What Are Your Rights When You’re Accused of a Misdemeanor?

Getting arrested is a very upsetting experience. It does not matter if you are accused of a felony or misdemeanor. Although a misdemeanor is a lesser offense than a felony, you may face incarceration and fines if you are convicted. Hiring a criminal attorney to represent you in court is imperative.

A person accused of a misdemeanor will have the same rights as a person accused of a felony. According to Arizona’s top criminal defense law firm, the charges against you may be dropped if your rights are violated. Hence, you should know your rights.

The Right to Due Process

The right to due process simply means that before the government deprives a person of their property or freedom, it must abide by the rules set forth by the constitution of the United States.

Search and Seizure Rights

The Fourth Amendment of the constitution prevents illegal search and seizure. A search warrant should be issued whenever a police officer searches your home. If an officer has reasonable suspicion of criminal activity, they may search a home or vehicle if they think time is of the essence. For example, an officer may think a suspect will destroy evidence in the time it would take to get a warrant.

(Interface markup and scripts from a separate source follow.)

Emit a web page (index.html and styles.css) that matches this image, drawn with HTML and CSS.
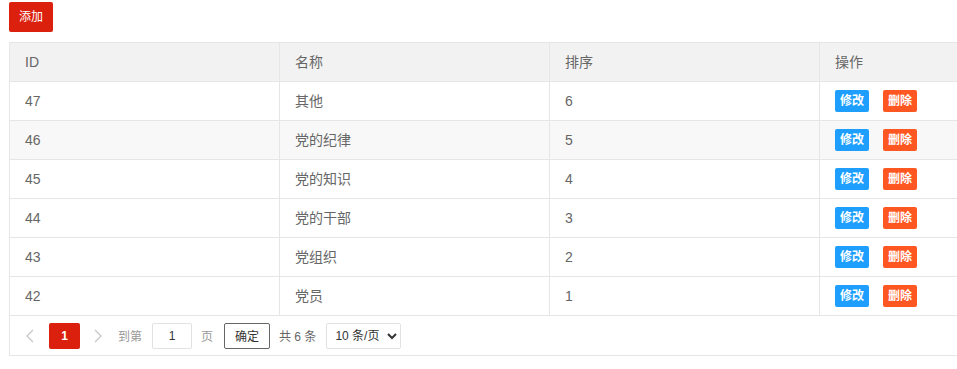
FILE: index.html
```html
<!DOCTYPE html>
<html lang="zh-CN">
<head>
<meta charset="utf-8">
<title>分类列表</title>
<link rel="stylesheet" href="styles.css">
</head>
<body>
<div class="page">
  <button class="btn-add" type="button">添加</button>
  <div class="table">
    <div class="row head">
      <div class="cell">ID</div>
      <div class="cell">名称</div>
      <div class="cell">排序</div>
      <div class="cell">操作</div>
    </div>
    <div class="row">
      <div class="cell">47</div><div class="cell">其他</div><div class="cell">6</div>
      <div class="cell ops"><span class="op op-edit">修改</span><span class="op op-del">删除</span></div>
    </div>
    <div class="row hover">
      <div class="cell">46</div><div class="cell">党的纪律</div><div class="cell">5</div>
      <div class="cell ops"><span class="op op-edit">修改</span><span class="op op-del">删除</span></div>
    </div>
    <div class="row">
      <div class="cell">45</div><div class="cell">党的知识</div><div class="cell">4</div>
      <div class="cell ops"><span class="op op-edit">修改</span><span class="op op-del">删除</span></div>
    </div>
    <div class="row">
      <div class="cell">44</div><div class="cell">党的干部</div><div class="cell">3</div>
      <div class="cell ops"><span class="op op-edit">修改</span><span class="op op-del">删除</span></div>
    </div>
    <div class="row">
      <div class="cell">43</div><div class="cell">党组织</div><div class="cell">2</div>
      <div class="cell ops"><span class="op op-edit">修改</span><span class="op op-del">删除</span></div>
    </div>
    <div class="row">
      <div class="cell">42</div><div class="cell">党员</div><div class="cell">1</div>
      <div class="cell ops"><span class="op op-edit">修改</span><span class="op op-del">删除</span></div>
    </div>
    <div class="pager">
      <span class="pg-arrow pg-prev"><svg width="8" height="14" viewBox="0 0 8 14"><path d="M7 1 L1 7 L7 13" fill="none" stroke="#c9c9c9" stroke-width="1.4"/></svg></span>
      <span class="pg-cur">1</span>
      <span class="pg-arrow pg-next"><svg width="8" height="14" viewBox="0 0 8 14"><path d="M1 1 L7 7 L1 13" fill="none" stroke="#c9c9c9" stroke-width="1.4"/></svg></span>
      <span class="pg-label pg-to">到第</span>
      <input class="pg-input" type="text" value="1">
      <span class="pg-label pg-page">页</span>
      <button class="pg-btn" type="button">确定</button>
      <span class="pg-count">共 6 条</span>
      <select class="pg-select"><option>10 条/页</option><option>20 条/页</option></select>
    </div>
  </div>
</div>
</body>
</html>
```
FILE: styles.css
```css
html, body {
  margin: 0;
  padding: 0;
  background: #fff;
  overflow: hidden;
}
body {
  font-family: "Liberation Sans", Arial, "Noto Sans CJK SC", sans-serif;
  color: #666;
}
.page {
  padding: 2px 0 0 9px;
  width: 948px;
  overflow: hidden;
}
.btn-add {
  display: block;
  height: 30px;
  padding: 0 10px;
  border: none;
  border-radius: 2px;
  background: #db210e;
  color: #fff;
  font-family: inherit;
  font-size: 12px;
  line-height: 30px;
}
.table {
  margin-top: 10px;
  width: 1082px;
  border-top: 1px solid #e6e6e6;
  border-left: 1px solid #e6e6e6;
}
.row {
  display: flex;
  height: 38px;
  border-bottom: 1px solid #e6e6e6;
}
.row.head { background: #f2f2f2; }
.row.hover { background: #f8f8f8; }
.cell {
  box-sizing: border-box;
  width: 270px;
  flex: none;
  padding: 0 15px;
  border-right: 1px solid #e6e6e6;
  font-size: 14px;
  line-height: 38px;
  color: #666;
}
.ops {
  display: flex;
  align-items: center;
  gap: 14px;
}
.op {
  display: inline-block;
  width: 34px;
  height: 22px;
  line-height: 22px;
  text-align: center;
  font-size: 12px;
  font-weight: bold;
  color: #fff;
  border-radius: 2px;
}
.op-edit { background: #1e9fff; }
.op-del { background: #ff5722; }
.pager {
  display: flex;
  align-items: center;
  height: 39px;
  border-bottom: 1px solid #e6e6e6;
  font-size: 12px;
}
.pg-arrow {
  display: flex;
  align-items: center;
  justify-content: center;
  width: 30px;
  height: 26px;
}
.pg-prev { margin-left: 5px; }
.pg-cur {
  width: 31px;
  height: 26px;
  line-height: 26px;
  margin-left: 4px;
  margin-right: 3px;
  text-align: center;
  background: #db210e;
  color: #fff;
  border-radius: 2px;
  font-weight: bold;
}
.pg-label { color: #999; }
.pg-to { margin-left: 5px; }
.pg-input {
  box-sizing: border-box;
  width: 40px;
  height: 26px;
  margin: 0 0 0 10px;
  padding: 0;
  border: 1px solid #e2e2e2;
  border-radius: 2px;
  text-align: center;
  font-family: inherit;
  font-size: 12px;
  color: #333;
}
.pg-page { margin-left: 9px; }
.pg-btn {
  box-sizing: border-box;
  width: 46px;
  height: 26px;
  margin-left: 11px;
  padding: 0;
  border: 1px solid #666;
  border-radius: 2px;
  background: #fff;
  font-family: inherit;
  font-size: 12px;
  color: #333;
}
.pg-count {
  margin-left: 9px;
  color: #666;
}
.pg-select {
  box-sizing: border-box;
  width: 75px;
  height: 26px;
  margin-left: 10px;
  padding: 0 4px;
  border: 1px solid #e2e2e2;
  border-radius: 2px;
  background: #fff;
  font-family: inherit;
  font-size: 12px;
  color: #333;
}
```
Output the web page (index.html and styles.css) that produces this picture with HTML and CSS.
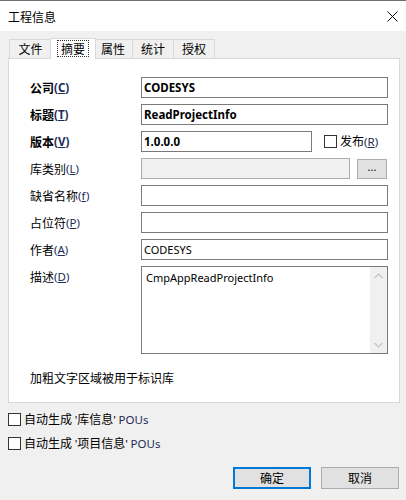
FILE: index.html
```html
<!DOCTYPE html>
<html lang="zh-CN">
<head>
<meta charset="utf-8">
<title>工程信息</title>
<link rel="stylesheet" href="styles.css">
</head>
<body>
<div class="window">
  <div class="titlebar">
    <span class="title">工程信息</span>
    <svg class="close" width="11" height="11" viewBox="0 0 11 11"><path d="M0.5 0.5 L10.5 10.5 M10.5 0.5 L0.5 10.5" stroke="#111" stroke-width="1" fill="none"/></svg>
  </div>
  <div class="content">
    <div class="tabs">
      <div class="tab t1">文件</div>
      <div class="tab active"><span class="focus">摘要</span></div>
      <div class="tab t3">属性</div>
      <div class="tab t4">统计</div>
      <div class="tab t5">授权</div>
    </div>
    <div class="panel">
      <div class="form">
        <div class="lbl bold">公司<span class="acc">(<u>C</u>)</span></div>
        <div class="field bold">CODESYS</div>

        <div class="lbl bold">标题<span class="acc">(<u>T</u>)</span></div>
        <div class="field bold">ReadProjectInfo</div>

        <div class="lbl bold">版本<span class="acc">(<u>V</u>)</span></div>
        <div class="row">
          <div class="field bold short">1.0.0.0</div>
          <div class="check release"><span class="box"></span><span>发布<span class="acc">(<u>R</u>)</span></span></div>
        </div>

        <div class="lbl">库类别<span class="acc">(<u>L</u>)</span></div>
        <div class="row">
          <div class="field disabled lib"></div>
          <div class="btn dots">...</div>
        </div>

        <div class="lbl">缺省名称<span class="acc">(<u>f</u>)</span></div>
        <div class="field"></div>

        <div class="lbl">占位符<span class="acc">(<u>P</u>)</span></div>
        <div class="field"></div>

        <div class="lbl">作者<span class="acc">(<u>A</u>)</span></div>
        <div class="field">CODESYS</div>

        <div class="lbl">描述<span class="acc">(<u>D</u>)</span></div>
        <div class="field area">
          <div class="area-text">CmpAppReadProjectInfo</div>
          <div class="scroll">
            <svg width="9" height="6" viewBox="0 0 9 6"><path d="M0.5 5 L4.5 1 L8.5 5" stroke="#c4c4c4" stroke-width="1.2" fill="none"/></svg>
            <svg width="9" height="6" viewBox="0 0 9 6"><path d="M0.5 1 L4.5 5 L8.5 1" stroke="#c4c4c4" stroke-width="1.2" fill="none"/></svg>
          </div>
        </div>
      </div>
      <p class="note">加粗文字区域被用于标识库</p>
    </div>
    <div class="checks">
      <div class="check"><span class="box"></span><span>自动生成 <span class="lat">'</span>库信息<span class="lat">'</span> <span class="acc">POUs</span></span></div>
      <div class="check"><span class="box"></span><span>自动生成 <span class="lat">'</span>项目信息<span class="lat">'</span> <span class="acc">POUs</span></span></div>
    </div>
    <div class="buttons">
      <div class="btn primary">确定</div>
      <div class="btn">取消</div>
    </div>
  </div>
</div>
</body>
</html>
```
FILE: styles.css
```css
html, body {
  margin: 0;
  padding: 0;
  background: #f0f0f0;
}
body {
  font-family: "Noto Sans", "Noto Sans CJK SC", sans-serif;
  font-size: 11px;
  line-height: 16px;
  color: #000;
}
.window {
  width: 406px;
  height: 500px;
  position: relative;
}
.titlebar {
  height: 30px;
  border-top: 1px solid #6e6e6e;
  background: #fff;
  display: flex;
  align-items: center;
  justify-content: space-between;
  padding: 0 7px 0 8px;
}
.title {
  font-family: "Noto Sans CJK SC", sans-serif;
  font-size: 12px;
  margin-top: 1px;
}
.close {
  display: block;
  margin-right: 1px;
}
.content {
  padding: 7px 6px 0 8px;
}
.tabs {
  display: flex;
  align-items: flex-end;
  height: 20px;
  padding-left: 1px;
  position: relative;
  z-index: 1;
}
.tab {
  border: 1px solid #d9d9d9;
  border-bottom: none;
  background: #f0f0f0;
  display: flex;
  align-items: center;
  justify-content: center;
  font-family: "Noto Sans CJK SC", sans-serif;
  font-size: 12px;
  box-sizing: border-box;
  height: 19px;
  margin-left: -1px;
}
.t1 { width: 43px; margin-left: 0; }
.t3 { width: 40px; }
.t4 { width: 42px; }
.t5 { width: 42px; }
.tab.active {
  width: 46px;
  height: 21px;
  background: #fff;
  margin-bottom: -1px;
  margin-left: -2px;
  margin-right: -2px;
  position: relative;
  z-index: 2;
  align-items: flex-start;
  padding-top: 1px;
}
.focus {
  border: 1px dotted #333;
  padding: 0 3px;
  line-height: 15px;
}
.panel {
  width: 392px;
  height: 345px;
  box-sizing: border-box;
  background: #fff;
  border: 1px solid #d9d9d9;
  padding: 18px 0 0 21px;
}
.form {
  display: grid;
  grid-template-columns: 111px 247px;
  grid-auto-rows: auto;
  row-gap: 6px;
  align-items: start;
}
.lbl {
  font-family: "Noto Sans CJK SC", sans-serif;
  font-size: 12px;
  display: flex;
  align-items: center;
  white-space: nowrap;
  height: 21px;
}
.acc, .lat {
  font-family: "Noto Sans", sans-serif;
  font-size: 11.5px;
}
.acc {
  color: #1e2b55;
}
.acc u {
  text-decoration-thickness: 1px;
  text-underline-offset: 1px;
}
.bold { font-weight: bold; }
.field {
  border: 1px solid #7a7a7a;
  background: #fff;
  box-sizing: border-box;
  height: 21px;
  padding: 0 2px;
  display: flex;
  align-items: center;
  white-space: nowrap;
}
.field.bold { font-size: 11.5px; }
.row {
  display: flex;
  align-items: center;
  height: 21px;
}
.field.short { width: 171px; }
.check {
  display: flex;
  align-items: center;
  gap: 3px;
  font-family: "Noto Sans CJK SC", sans-serif;
  font-size: 12px;
  white-space: nowrap;
}
.release { margin-left: 12px; }
.box {
  width: 13px;
  height: 13px;
  box-sizing: border-box;
  border: 1px solid #333;
  background: #fff;
  flex: none;
}
.field.disabled {
  background: #f0f0f0;
  border-color: #adadad;
}
.field.lib { width: 209px; }
.btn {
  box-sizing: border-box;
  border: 1px solid #adadad;
  background: #e1e1e1;
  display: flex;
  align-items: center;
  justify-content: center;
  font-family: "Noto Sans CJK SC", sans-serif;
  font-size: 12px;
}
.btn.dots {
  width: 30px;
  height: 20px;
  margin-left: 7px;
  font-family: "Noto Sans", sans-serif;
  font-size: 11px;
  padding-bottom: 3px;
}
.field.area {
  height: 88px;
  padding: 0;
  align-items: stretch;
  justify-content: space-between;
}
.area-text {
  padding: 3px 0 0 4px;
}
.scroll {
  width: 17px;
  background: #f0f0f0;
  display: flex;
  flex-direction: column;
  align-items: center;
  justify-content: space-between;
  padding: 6px 0 5px;
  box-sizing: border-box;
}
.scroll svg { display: block; }
.note {
  margin: 16px 0 0;
  font-family: "Noto Sans CJK SC", sans-serif;
  font-size: 12px;
}
.checks {
  padding-top: 10px;
  display: flex;
  flex-direction: column;
  gap: 11px;
}
.checks .check { height: 13px; gap: 3px; }
.buttons {
  display: flex;
  justify-content: flex-end;
  gap: 10px;
  margin-top: 17px;
  padding-right: 1px;
}
.buttons .btn {
  width: 78px;
  height: 22px;
}
.buttons .btn.primary {
  border: 2px solid #0078d7;
}
```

A search must not go beyond the scope of your warrant. In other words, the police cannot start looking for stolen artwork if the search warrant is for drugs.

If law enforcement illegally searches your home, the exclusionary rule may apply. The evidence they collect will not be admissible in court.

A criminal attorney will be familiar with the intricacies of search and seizure law. There may be individual pieces of evidence that are not admissible obtained in a legal search.

Miranda Rights

When a police officer arrests you, they must recite the Miranda warning. This is to inform you of four basic rights.

  • The right to remain silent.
  • The prosecutor can use anything you say against you.
  • You are entitled to a lawyer.
  • You are entitled to an attorney if you cannot afford one.

Double Jeopardy

A person cannot be tried twice for the same crime. There are two exceptions to this rule. If accused of committing a crime in multiple states, each state may put you on trial. If you are accused of violating both state and federal law, you can be tried at a state and federal level.

Never Give Up Your Fifth Amendment Right

If you answer a police officer’s questions without a lawyer present, you are effectively waving your right to an attorney. You should never do this under any circumstances, not even if you are innocent.

What if My Rights Are Violated?

If an officer violates your rights, wait until you can talk to an attorney and tell them what happened. They may be able to get charges against you dropped.

If your case goes to trial, they will know how to dismantle the prosecution’s case and fight for your acquittal. If you are convicted, they will fight for leniency in your sentencing.

Your freedom is the most precious thing you have. If you are accused of a crime, hiring the best criminal attorney should be your number one priority.